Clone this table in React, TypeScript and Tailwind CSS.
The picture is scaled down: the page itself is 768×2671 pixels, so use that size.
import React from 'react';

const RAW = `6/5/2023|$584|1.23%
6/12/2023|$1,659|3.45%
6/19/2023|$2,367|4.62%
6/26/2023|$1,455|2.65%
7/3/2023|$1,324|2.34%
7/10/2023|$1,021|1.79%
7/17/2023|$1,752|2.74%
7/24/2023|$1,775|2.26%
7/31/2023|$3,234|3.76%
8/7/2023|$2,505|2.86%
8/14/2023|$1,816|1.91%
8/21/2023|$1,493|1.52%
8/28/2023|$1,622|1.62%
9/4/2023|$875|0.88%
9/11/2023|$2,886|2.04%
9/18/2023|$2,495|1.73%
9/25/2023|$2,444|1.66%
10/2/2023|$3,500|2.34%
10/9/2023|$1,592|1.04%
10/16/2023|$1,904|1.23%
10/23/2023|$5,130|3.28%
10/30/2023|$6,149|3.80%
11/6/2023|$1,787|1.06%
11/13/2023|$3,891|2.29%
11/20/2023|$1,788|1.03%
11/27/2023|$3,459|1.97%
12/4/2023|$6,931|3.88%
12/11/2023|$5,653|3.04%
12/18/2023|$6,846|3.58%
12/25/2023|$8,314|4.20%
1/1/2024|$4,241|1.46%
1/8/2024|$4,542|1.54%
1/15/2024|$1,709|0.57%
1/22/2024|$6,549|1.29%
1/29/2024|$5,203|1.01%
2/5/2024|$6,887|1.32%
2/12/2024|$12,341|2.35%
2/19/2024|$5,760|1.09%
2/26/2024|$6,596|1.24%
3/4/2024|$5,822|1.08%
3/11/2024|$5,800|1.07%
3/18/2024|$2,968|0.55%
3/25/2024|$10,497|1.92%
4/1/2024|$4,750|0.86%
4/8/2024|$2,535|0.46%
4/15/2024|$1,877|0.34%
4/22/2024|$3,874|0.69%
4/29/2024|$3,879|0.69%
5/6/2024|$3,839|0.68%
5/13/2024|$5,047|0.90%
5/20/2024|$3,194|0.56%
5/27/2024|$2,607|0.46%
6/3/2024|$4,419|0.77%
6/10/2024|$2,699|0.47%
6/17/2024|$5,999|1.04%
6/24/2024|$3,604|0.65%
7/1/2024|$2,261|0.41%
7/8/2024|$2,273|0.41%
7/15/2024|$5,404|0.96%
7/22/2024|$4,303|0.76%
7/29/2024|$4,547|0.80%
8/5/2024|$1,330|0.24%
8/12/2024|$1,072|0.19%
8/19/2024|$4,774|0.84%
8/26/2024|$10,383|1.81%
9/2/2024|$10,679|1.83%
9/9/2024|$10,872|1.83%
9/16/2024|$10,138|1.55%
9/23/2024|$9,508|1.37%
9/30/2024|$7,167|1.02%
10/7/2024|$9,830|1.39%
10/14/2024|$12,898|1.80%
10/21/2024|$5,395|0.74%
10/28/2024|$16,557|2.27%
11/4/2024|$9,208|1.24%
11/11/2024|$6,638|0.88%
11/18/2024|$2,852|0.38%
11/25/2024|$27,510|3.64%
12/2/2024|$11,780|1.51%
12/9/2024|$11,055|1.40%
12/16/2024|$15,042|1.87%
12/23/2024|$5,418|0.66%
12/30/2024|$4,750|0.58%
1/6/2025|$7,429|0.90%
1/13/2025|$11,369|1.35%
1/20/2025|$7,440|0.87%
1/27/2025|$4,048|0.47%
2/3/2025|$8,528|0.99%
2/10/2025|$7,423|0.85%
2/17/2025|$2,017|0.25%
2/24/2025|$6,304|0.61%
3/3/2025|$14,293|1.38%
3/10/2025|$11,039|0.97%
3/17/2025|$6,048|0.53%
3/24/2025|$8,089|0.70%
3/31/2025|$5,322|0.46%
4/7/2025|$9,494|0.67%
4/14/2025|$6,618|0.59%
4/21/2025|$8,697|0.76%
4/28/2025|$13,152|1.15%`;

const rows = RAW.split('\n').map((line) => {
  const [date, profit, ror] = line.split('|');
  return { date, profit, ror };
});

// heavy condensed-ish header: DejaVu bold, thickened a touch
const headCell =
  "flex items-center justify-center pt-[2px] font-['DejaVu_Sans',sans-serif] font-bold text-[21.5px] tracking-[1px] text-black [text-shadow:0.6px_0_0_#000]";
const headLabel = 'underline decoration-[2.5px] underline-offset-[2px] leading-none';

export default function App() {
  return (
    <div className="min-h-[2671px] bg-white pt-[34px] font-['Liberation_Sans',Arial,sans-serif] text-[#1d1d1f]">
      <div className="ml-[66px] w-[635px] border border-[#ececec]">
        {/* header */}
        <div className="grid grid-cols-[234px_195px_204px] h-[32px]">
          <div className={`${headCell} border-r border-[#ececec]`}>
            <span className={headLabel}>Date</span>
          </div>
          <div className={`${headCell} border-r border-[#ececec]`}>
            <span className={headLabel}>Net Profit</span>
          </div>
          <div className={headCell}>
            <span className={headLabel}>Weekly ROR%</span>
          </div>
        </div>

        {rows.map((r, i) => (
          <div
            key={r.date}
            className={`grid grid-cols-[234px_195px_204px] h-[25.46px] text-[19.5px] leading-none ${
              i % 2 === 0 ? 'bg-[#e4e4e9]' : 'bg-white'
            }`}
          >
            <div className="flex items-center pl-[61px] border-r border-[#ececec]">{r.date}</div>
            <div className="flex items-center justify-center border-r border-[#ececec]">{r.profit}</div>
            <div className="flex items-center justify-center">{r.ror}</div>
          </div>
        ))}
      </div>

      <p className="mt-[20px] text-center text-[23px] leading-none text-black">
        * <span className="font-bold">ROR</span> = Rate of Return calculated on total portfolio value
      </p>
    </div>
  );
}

** Stated exercise **
Write out every line exactly as it stands.

** Correct output **
Clone this table in React, TypeScript and Tailwind CSS.
The picture is scaled down: the page itself is 768×2671 pixels, so use that size.
import React from 'react';

const RAW = `6/5/2023|$584|1.23%
6/12/2023|$1,659|3.45%
6/19/2023|$2,367|4.62%
6/26/2023|$1,455|2.65%
7/3/2023|$1,324|2.34%
7/10/2023|$1,021|1.79%
7/17/2023|$1,752|2.74%
7/24/2023|$1,775|2.26%
7/31/2023|$3,234|3.76%
8/7/2023|$2,505|2.86%
8/14/2023|$1,816|1.91%
8/21/2023|$1,493|1.52%
8/28/2023|$1,622|1.62%
9/4/2023|$875|0.88%
9/11/2023|$2,886|2.04%
9/18/2023|$2,495|1.73%
9/25/2023|$2,444|1.66%
10/2/2023|$3,500|2.34%
10/9/2023|$1,592|1.04%
10/16/2023|$1,904|1.23%
10/23/2023|$5,130|3.28%
10/30/2023|$6,149|3.80%
11/6/2023|$1,787|1.06%
11/13/2023|$3,891|2.29%
11/20/2023|$1,788|1.03%
11/27/2023|$3,459|1.97%
12/4/2023|$6,931|3.88%
12/11/2023|$5,653|3.04%
12/18/2023|$6,846|3.58%
12/25/2023|$8,314|4.20%
1/1/2024|$4,241|1.46%
1/8/2024|$4,542|1.54%
1/15/2024|$1,709|0.57%
1/22/2024|$6,549|1.29%
1/29/2024|$5,203|1.01%
2/5/2024|$6,887|1.32%
2/12/2024|$12,341|2.35%
2/19/2024|$5,760|1.09%
2/26/2024|$6,596|1.24%
3/4/2024|$5,822|1.08%
3/11/2024|$5,800|1.07%
3/18/2024|$2,968|0.55%
3/25/2024|$10,497|1.92%
4/1/2024|$4,750|0.86%
4/8/2024|$2,535|0.46%
4/15/2024|$1,877|0.34%
4/22/2024|$3,874|0.69%
4/29/2024|$3,879|0.69%
5/6/2024|$3,839|0.68%
5/13/2024|$5,047|0.90%
5/20/2024|$3,194|0.56%
5/27/2024|$2,607|0.46%
6/3/2024|$4,419|0.77%
6/10/2024|$2,699|0.47%
6/17/2024|$5,999|1.04%
6/24/2024|$3,604|0.65%
7/1/2024|$2,261|0.41%
7/8/2024|$2,273|0.41%
7/15/2024|$5,404|0.96%
7/22/2024|$4,303|0.76%
7/29/2024|$4,547|0.80%
8/5/2024|$1,330|0.24%
8/12/2024|$1,072|0.19%
8/19/2024|$4,774|0.84%
8/26/2024|$10,383|1.81%
9/2/2024|$10,679|1.83%
9/9/2024|$10,872|1.83%
9/16/2024|$10,138|1.55%
9/23/2024|$9,508|1.37%
9/30/2024|$7,167|1.02%
10/7/2024|$9,830|1.39%
10/14/2024|$12,898|1.80%
10/21/2024|$5,395|0.74%
10/28/2024|$16,557|2.27%
11/4/2024|$9,208|1.24%
11/11/2024|$6,638|0.88%
11/18/2024|$2,852|0.38%
11/25/2024|$27,510|3.64%
12/2/2024|$11,780|1.51%
12/9/2024|$11,055|1.40%
12/16/2024|$15,042|1.87%
12/23/2024|$5,418|0.66%
12/30/2024|$4,750|0.58%
1/6/2025|$7,429|0.90%
1/13/2025|$11,369|1.35%
1/20/2025|$7,440|0.87%
1/27/2025|$4,048|0.47%
2/3/2025|$8,528|0.99%
2/10/2025|$7,423|0.85%
2/17/2025|$2,017|0.25%
2/24/2025|$6,304|0.61%
3/3/2025|$14,293|1.38%
3/10/2025|$11,039|0.97%
3/17/2025|$6,048|0.53%
3/24/2025|$8,089|0.70%
3/31/2025|$5,322|0.46%
4/7/2025|$9,494|0.67%
4/14/2025|$6,618|0.59%
4/21/2025|$8,697|0.76%
4/28/2025|$13,152|1.15%`;

const rows = RAW.split('\n').map((line) => {
  const [date, profit, ror] = line.split('|');
  return { date, profit, ror };
});

// heavy condensed-ish header: DejaVu bold, thickened a touch
const headCell =
  "flex items-center justify-center pt-[2px] font-['DejaVu_Sans',sans-serif] font-bold text-[21.5px] tracking-[1px] text-black [text-shadow:0.6px_0_0_#000]";
const headLabel = 'underline decoration-[2.5px] underline-offset-[2px] leading-none';

export default function App() {
  return (
    <div className="min-h-[2671px] bg-white pt-[34px] font-['Liberation_Sans',Arial,sans-serif] text-[#1d1d1f]">
      <div className="ml-[66px] w-[635px] border border-[#ececec]">
        {/* header */}
        <div className="grid grid-cols-[234px_195px_204px] h-[32px]">
          <div className={`${headCell} border-r border-[#ececec]`}>
            <span className={headLabel}>Date</span>
          </div>
          <div className={`${headCell} border-r border-[#ececec]`}>
            <span className={headLabel}>Net Profit</span>
          </div>
          <div className={headCell}>
            <span className={headLabel}>Weekly ROR%</span>
          </div>
        </div>

        {rows.map((r, i) => (
          <div
            key={r.date}
            className={`grid grid-cols-[234px_195px_204px] h-[25.46px] text-[19.5px] leading-none ${
              i % 2 === 0 ? 'bg-[#e4e4e9]' : 'bg-white'
            }`}
          >
            <div className="flex items-center pl-[61px] border-r border-[#ececec]">{r.date}</div>
            <div className="flex items-center justify-center border-r border-[#ececec]">{r.profit}</div>
            <div className="flex items-center justify-center">{r.ror}</div>
          </div>
        ))}
      </div>

      <p className="mt-[20px] text-center text-[23px] leading-none text-black">
        * <span className="font-bold">ROR</span> = Rate of Return calculated on total portfolio value
      </p>
    </div>
  );
}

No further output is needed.